Из страшной дали, город казался совсем игрушечным, но эта драпированная серой дымкою даль была обманчива и что бы пересечь его из конца в конец и добраться до дома предстояло часа два трястись в метро и трамваях.
Трамвай враскачку и с непристойным визгом доставил нас к станции метро почти к самому открытию. Непроснувшиеся турникеты с отвращением глотали наши пятаки.
Я никогда до этого не ездил в такую рань и полагал, что первые вагоны метро должны быть совершенно пусты, но люди были, только почему-то сторонились друг друга, так что на каждой лавке едва ли было по человеку. Была даже довольно привлекательная девица и у ее плеча крутился неутомимый, как шмель Бекасов. В метро длинные разговоры не допускаются, нет смысла тратить время на «тонкие» подходы: на любой станции девица может исчезнуть не найдя повода оставить номер телефона и похоже дозволенные речи Шахерезады подходили к концу.

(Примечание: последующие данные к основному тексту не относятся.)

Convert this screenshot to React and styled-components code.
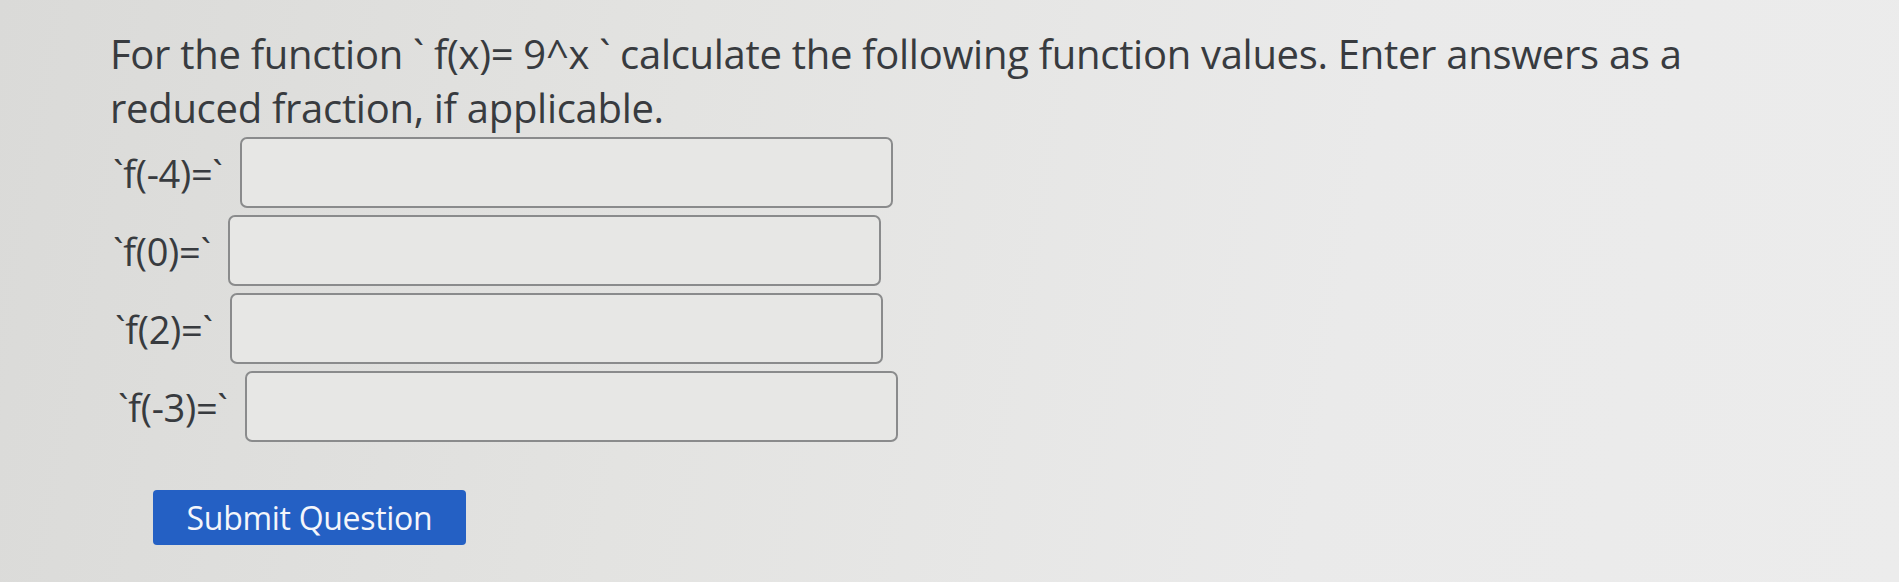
import styled, { createGlobalStyle } from "styled-components";

const Global = createGlobalStyle`
  html, body {
    margin: 0;
    padding: 0;
  }
  body {
    width: 1899px;
    height: 582px;
    overflow: hidden;
    background: linear-gradient(100deg, #dadad8 0%, #e3e3e1 35%, #eaeaea 70%, #ececec 100%);
    font-family: "Open Sans", "Liberation Sans", sans-serif;
    color: #383b3f;
  }
`;

const Page = styled.div`
  padding: 27px 0 0 110px;
  width: 1760px;
`;

const Prompt = styled.p`
  margin: 0;
  font-size: 40px;
  line-height: 54px;
  letter-spacing: -0.3px;
  white-space: nowrap;
`;

const Rows = styled.div`
  display: flex;
  flex-direction: column;
  gap: 7px;
  margin-top: 2px;
`;

const Row = styled.div`
  display: flex;
  align-items: center;
  gap: 17px;
  padding-left: ${(p) => p.indent}px;
`;

const Label = styled.label`
  font-size: 38px;
  letter-spacing: -0.3px;
  white-space: pre;
`;

const Box = styled.input`
  box-sizing: border-box;
  width: 653px;
  height: 71px;
  border: 2px solid #8a8b8c;
  border-radius: 7px;
  background: #e7e7e5;
  font-family: inherit;
  font-size: 26px;
  padding: 0 12px;
  outline: none;
`;

const Submit = styled.button`
  margin: 48px 0 0 43px;
  width: 313px;
  height: 55px;
  border: none;
  border-radius: 4px;
  background: #2460c4;
  color: #f4f6fb;
  font-family: "Open Sans", "Liberation Sans", sans-serif;
  font-size: 32px;
  letter-spacing: -0.3px;
  cursor: pointer;
`;

const parts = [
  { label: "`f(-4)=`", indent: 3 },
  { label: "`f(0)=`", indent: 3 },
  { label: "`f(2)=`", indent: 5 },
  { label: "`f(-3)=`", indent: 8 },
];

export default function App() {
  return (
    <>
      <Global />
      <Page>
        <Prompt>
          For the function ` f(x)= 9^x ` calculate the following function values. Enter answers as a
          <br />
          reduced fraction, if applicable.
        </Prompt>
        <Rows>
          {parts.map((p) => (
            <Row key={p.label} indent={p.indent}>
              <Label>{p.label}</Label>
              <Box type="text" />
            </Row>
          ))}
        </Rows>
        <Submit>Submit Question</Submit>
      </Page>
    </>
  );
}
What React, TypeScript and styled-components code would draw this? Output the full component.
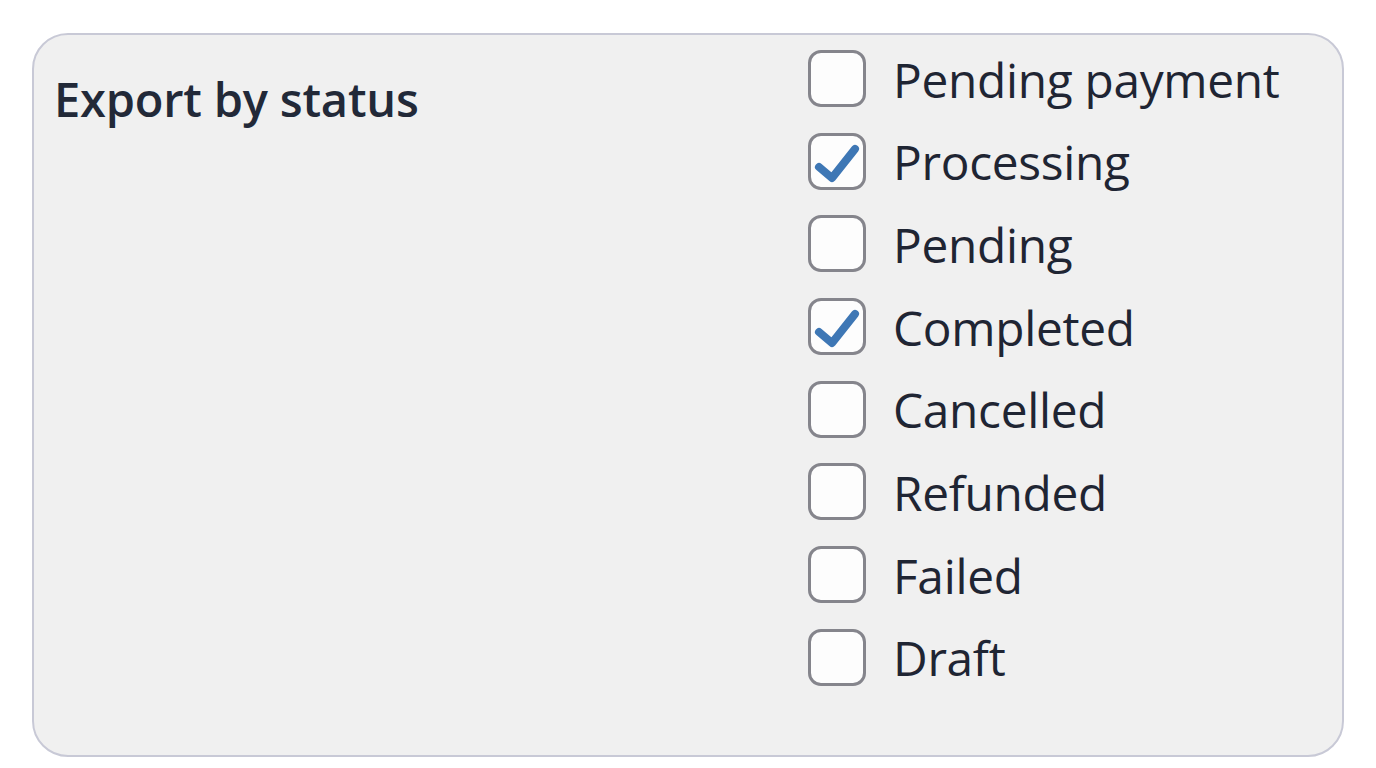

– Так мы встретимся... или нет? – полуприкрыв глаза, басом жужжал неотразимый Бекасов.
– Даже не знаю... А когда?
– В восемь.
– Ой, как это все... И... где?
– Нет такого места, где я не смог бы быть в восемь ...
11
Потом мне случалось встречать Еву на улице или в метро, мы здоровались, но в кафе я уже никогда не садился за ее столик, даже если она бывала одна, что впрочем случалось крайне редко. Тотчас, стоило ей войти, бывала окружена она какой-нибудь пестрой, шумной и почти всякий раз новой компанией. Порой и сама она подсаживалась за чей-то столик, но никогда за тот, где сидел я.
Она медленно пила белое вино и почти не принимала участия в разговорах и общем веселии, изредка дурачила своих друзей, гадая по руке или на картах, если для этого был подходящий день. У нее всегда при себе, даже если случалось сменить сумочку, была толстая продолговатая колода из девяносто шести карт, торота или библия сатаны, со странными каббалистическими знаками, какую я видел только у нее, но тогда когда я ее попросил мне погадать она отказалась.
Случалось и мои друзья вспоминали о ней и о ее даче. В то, что она была дочерью посла мы разумеется не верили, как и в то, что огромные дутые браслеты, которые она никогда не снимала, были золотыми. Потом через много лет я случайно узнал что она и в самом деле была дочерью кого-то в этом роде, но в браслеты я до сих пор не верю.